— Start Material provided —

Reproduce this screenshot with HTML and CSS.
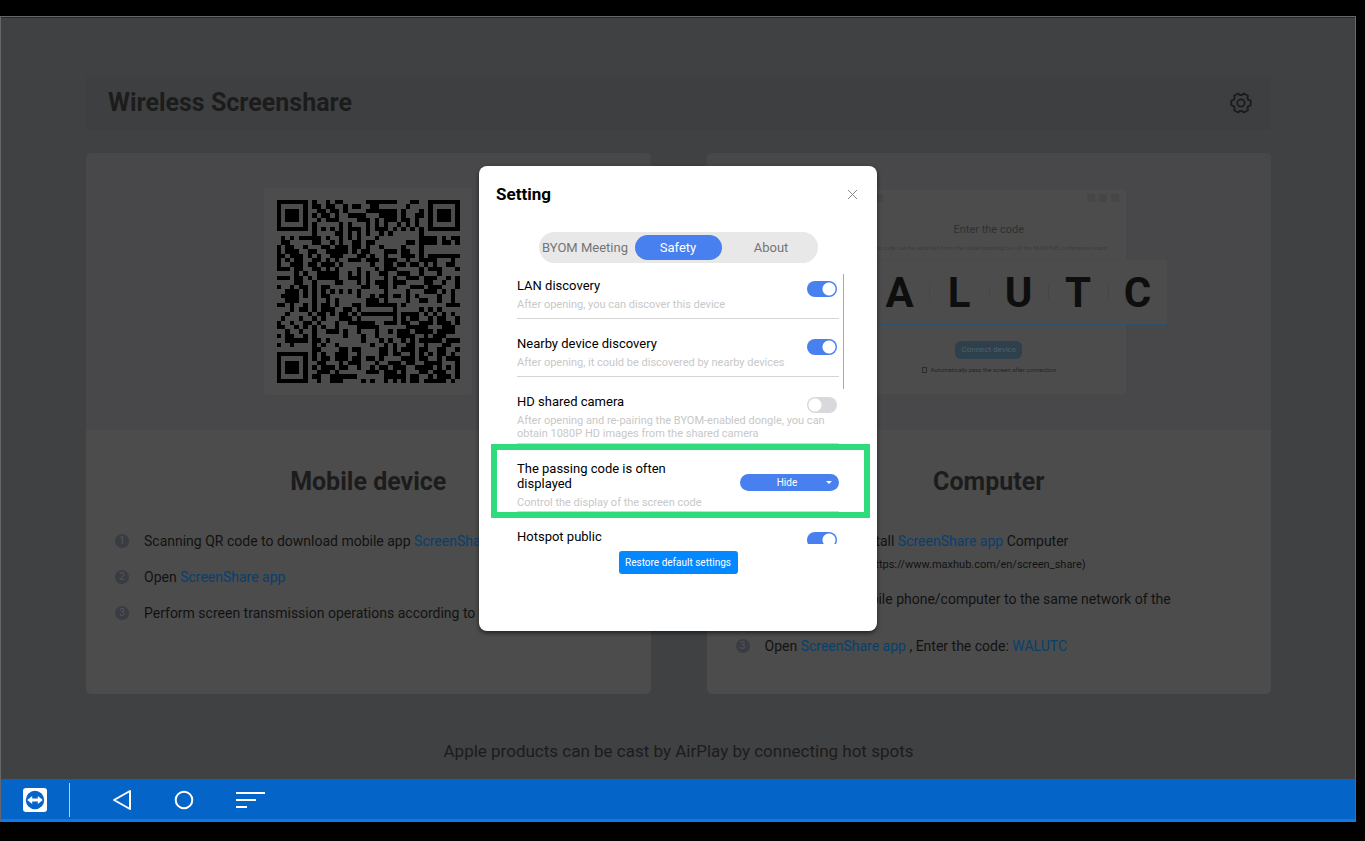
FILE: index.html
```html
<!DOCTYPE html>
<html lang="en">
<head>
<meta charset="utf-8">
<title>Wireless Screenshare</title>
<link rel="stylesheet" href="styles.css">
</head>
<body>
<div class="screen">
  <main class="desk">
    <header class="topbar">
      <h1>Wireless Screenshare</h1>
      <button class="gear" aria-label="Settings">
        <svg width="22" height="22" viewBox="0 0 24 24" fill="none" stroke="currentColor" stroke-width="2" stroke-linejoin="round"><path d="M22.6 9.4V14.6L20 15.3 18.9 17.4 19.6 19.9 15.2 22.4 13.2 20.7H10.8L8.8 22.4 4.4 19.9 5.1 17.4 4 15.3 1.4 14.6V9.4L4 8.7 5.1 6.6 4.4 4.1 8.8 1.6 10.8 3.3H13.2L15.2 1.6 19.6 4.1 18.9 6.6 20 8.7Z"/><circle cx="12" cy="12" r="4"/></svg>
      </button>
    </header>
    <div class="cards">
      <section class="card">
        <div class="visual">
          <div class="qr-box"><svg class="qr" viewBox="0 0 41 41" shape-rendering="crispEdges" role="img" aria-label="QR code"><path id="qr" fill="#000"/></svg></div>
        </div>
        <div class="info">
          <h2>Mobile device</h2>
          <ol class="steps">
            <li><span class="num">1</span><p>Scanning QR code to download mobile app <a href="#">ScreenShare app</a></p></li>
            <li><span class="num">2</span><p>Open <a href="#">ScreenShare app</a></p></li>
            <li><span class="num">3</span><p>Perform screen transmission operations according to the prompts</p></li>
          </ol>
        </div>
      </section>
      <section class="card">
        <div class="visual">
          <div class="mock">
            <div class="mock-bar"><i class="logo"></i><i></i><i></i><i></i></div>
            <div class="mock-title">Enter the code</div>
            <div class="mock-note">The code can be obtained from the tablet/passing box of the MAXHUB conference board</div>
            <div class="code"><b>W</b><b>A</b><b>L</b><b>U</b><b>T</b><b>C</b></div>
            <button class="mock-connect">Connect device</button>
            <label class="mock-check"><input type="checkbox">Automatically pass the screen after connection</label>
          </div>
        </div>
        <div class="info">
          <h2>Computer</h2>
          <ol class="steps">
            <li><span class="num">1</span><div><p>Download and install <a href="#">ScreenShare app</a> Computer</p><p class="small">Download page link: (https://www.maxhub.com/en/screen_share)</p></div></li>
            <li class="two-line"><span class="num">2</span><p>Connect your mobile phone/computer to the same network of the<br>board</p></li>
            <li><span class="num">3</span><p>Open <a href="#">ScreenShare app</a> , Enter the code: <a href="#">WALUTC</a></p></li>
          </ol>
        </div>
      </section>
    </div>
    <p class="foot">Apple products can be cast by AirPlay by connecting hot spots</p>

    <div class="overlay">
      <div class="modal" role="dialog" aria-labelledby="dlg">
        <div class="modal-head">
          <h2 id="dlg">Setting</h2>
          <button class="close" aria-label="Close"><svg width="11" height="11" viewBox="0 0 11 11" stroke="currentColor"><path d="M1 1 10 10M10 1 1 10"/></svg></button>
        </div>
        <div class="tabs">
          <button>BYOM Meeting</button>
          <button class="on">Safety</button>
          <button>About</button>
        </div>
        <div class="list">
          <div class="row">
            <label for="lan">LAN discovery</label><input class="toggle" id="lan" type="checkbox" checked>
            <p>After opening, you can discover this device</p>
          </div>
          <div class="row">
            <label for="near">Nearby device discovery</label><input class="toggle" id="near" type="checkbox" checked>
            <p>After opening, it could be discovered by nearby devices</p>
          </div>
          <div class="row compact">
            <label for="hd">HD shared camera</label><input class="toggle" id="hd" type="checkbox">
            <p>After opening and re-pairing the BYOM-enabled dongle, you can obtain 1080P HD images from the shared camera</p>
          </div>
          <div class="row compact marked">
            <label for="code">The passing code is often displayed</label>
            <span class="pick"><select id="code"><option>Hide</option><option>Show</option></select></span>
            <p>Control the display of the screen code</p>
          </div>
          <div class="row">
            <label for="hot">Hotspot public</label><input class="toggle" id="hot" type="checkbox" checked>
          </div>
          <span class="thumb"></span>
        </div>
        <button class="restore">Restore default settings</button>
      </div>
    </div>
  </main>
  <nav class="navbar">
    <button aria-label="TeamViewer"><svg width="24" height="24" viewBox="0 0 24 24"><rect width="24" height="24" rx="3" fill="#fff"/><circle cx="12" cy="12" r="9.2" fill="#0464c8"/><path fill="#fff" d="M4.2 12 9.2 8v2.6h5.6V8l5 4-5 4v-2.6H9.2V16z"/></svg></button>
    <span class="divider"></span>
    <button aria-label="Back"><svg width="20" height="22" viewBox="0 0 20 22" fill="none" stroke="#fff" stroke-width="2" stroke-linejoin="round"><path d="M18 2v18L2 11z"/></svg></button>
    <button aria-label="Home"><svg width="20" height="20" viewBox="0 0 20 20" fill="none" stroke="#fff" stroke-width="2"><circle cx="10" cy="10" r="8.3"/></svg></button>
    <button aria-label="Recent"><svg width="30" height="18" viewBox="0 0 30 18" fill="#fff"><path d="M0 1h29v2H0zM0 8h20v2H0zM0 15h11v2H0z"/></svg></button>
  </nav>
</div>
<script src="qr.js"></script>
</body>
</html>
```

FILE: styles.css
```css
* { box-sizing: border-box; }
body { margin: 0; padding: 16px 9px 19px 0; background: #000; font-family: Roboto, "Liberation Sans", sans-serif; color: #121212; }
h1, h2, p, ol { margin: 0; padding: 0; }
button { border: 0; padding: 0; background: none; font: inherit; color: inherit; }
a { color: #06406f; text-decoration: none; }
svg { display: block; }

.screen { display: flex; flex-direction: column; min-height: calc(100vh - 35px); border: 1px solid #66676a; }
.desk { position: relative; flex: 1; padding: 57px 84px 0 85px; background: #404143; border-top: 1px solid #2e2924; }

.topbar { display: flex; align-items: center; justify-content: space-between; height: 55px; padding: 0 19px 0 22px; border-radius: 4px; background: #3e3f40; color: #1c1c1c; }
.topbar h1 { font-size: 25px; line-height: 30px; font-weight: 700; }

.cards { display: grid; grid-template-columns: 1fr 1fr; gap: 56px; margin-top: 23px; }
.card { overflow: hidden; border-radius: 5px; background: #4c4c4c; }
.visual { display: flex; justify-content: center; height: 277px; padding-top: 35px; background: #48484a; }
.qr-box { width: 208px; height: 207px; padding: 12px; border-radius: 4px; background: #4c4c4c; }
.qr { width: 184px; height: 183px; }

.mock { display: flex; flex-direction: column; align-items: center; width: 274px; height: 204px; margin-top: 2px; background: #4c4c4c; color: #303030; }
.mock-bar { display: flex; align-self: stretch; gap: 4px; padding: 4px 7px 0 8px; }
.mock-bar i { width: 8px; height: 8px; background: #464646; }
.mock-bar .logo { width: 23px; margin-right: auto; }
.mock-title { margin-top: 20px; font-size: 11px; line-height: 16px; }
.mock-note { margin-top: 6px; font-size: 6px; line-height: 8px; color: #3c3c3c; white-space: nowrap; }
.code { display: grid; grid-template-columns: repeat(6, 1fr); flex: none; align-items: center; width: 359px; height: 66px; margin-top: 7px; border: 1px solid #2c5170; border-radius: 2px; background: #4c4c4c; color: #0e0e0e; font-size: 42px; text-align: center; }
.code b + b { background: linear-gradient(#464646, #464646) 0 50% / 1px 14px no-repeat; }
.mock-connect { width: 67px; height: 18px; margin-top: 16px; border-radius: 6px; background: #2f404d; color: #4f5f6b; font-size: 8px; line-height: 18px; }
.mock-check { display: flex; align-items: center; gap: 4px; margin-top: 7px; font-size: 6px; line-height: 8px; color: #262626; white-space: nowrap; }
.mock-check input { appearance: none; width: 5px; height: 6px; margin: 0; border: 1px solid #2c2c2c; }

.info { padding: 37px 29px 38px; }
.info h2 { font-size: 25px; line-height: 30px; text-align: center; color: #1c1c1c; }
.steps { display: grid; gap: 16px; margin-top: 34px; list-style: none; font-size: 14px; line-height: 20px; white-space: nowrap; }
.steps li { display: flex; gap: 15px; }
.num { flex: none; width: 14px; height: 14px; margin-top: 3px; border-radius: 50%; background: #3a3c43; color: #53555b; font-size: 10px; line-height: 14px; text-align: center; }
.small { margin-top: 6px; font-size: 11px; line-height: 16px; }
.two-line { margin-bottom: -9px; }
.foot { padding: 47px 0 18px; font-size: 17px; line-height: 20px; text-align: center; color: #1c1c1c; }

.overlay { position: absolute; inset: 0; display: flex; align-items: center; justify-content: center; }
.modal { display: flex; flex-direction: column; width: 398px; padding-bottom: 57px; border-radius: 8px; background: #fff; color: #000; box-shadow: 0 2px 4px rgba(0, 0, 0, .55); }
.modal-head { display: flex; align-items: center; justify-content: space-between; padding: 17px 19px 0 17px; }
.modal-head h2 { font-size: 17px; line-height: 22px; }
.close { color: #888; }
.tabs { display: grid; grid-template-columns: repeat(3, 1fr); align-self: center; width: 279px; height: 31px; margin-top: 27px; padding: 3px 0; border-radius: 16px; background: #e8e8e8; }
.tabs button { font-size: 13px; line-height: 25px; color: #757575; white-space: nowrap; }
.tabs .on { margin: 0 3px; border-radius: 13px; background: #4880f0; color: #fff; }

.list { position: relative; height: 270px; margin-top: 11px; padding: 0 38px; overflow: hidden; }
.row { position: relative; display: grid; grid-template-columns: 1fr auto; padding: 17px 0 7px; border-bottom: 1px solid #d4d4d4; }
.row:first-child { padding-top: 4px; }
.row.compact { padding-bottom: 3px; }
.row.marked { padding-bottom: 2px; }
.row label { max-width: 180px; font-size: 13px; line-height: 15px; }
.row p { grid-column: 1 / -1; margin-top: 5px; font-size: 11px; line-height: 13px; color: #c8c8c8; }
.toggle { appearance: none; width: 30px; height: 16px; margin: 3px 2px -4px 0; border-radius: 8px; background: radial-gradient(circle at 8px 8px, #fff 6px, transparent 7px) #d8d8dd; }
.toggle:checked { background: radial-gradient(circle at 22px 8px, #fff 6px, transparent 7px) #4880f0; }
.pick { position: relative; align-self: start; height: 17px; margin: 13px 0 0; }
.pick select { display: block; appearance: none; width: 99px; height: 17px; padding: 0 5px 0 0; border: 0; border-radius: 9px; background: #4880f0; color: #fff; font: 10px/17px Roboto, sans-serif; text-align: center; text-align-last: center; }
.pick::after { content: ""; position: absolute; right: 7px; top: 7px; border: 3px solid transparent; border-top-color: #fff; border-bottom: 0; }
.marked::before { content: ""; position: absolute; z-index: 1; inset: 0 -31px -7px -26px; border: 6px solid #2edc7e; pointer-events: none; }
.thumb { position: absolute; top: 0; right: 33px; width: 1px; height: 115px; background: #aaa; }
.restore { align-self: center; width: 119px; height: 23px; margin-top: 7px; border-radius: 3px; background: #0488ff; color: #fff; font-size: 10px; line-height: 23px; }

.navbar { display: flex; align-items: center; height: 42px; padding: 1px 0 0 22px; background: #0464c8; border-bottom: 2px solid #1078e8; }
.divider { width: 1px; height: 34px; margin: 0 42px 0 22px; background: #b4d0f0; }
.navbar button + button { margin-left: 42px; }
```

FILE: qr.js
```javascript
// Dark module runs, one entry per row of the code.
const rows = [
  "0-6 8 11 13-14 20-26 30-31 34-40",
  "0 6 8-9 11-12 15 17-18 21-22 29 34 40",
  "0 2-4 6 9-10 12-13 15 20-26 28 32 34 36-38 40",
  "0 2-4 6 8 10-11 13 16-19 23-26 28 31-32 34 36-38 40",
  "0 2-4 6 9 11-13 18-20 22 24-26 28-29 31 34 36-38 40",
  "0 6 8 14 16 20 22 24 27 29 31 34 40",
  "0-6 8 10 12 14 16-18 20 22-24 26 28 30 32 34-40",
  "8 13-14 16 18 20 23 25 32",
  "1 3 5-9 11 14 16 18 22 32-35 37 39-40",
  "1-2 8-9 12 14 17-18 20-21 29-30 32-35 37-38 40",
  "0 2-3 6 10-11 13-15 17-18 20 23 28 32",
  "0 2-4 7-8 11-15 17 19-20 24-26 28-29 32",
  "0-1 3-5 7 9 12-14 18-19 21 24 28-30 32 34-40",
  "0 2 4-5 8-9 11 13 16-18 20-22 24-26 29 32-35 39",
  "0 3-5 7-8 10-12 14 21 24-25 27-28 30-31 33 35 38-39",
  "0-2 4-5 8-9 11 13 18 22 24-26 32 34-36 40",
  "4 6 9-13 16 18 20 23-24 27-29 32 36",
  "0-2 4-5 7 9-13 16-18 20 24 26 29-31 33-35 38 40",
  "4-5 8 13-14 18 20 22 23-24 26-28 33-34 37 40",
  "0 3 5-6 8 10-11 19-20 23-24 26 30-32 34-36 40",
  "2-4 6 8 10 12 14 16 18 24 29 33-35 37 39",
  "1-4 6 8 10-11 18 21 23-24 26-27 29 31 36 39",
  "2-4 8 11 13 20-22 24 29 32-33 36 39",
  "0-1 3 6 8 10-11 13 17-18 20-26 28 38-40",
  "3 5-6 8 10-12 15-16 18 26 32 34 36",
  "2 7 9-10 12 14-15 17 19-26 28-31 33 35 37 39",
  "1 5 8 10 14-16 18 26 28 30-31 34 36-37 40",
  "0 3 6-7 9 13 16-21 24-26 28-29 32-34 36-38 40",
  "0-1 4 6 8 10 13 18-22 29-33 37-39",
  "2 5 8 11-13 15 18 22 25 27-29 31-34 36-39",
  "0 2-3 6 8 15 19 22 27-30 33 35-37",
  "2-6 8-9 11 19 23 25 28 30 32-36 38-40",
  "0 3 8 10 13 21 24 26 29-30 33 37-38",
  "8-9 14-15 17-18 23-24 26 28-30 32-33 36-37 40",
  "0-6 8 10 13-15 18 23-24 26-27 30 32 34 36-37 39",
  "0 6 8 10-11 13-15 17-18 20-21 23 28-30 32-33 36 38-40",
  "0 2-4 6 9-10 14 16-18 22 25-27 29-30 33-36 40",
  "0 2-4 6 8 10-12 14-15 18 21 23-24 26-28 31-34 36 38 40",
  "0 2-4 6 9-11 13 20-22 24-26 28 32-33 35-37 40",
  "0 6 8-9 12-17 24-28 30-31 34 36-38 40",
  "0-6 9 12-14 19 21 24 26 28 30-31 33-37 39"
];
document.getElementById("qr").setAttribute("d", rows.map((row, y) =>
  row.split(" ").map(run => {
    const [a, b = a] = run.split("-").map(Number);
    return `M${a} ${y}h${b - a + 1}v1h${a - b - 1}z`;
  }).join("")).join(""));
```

— End Material provided —

Written problem> Return all lines containing "this".

Task response>
Reproduce this screenshot with HTML and CSS.
            <p>After opening, you can discover this device</p>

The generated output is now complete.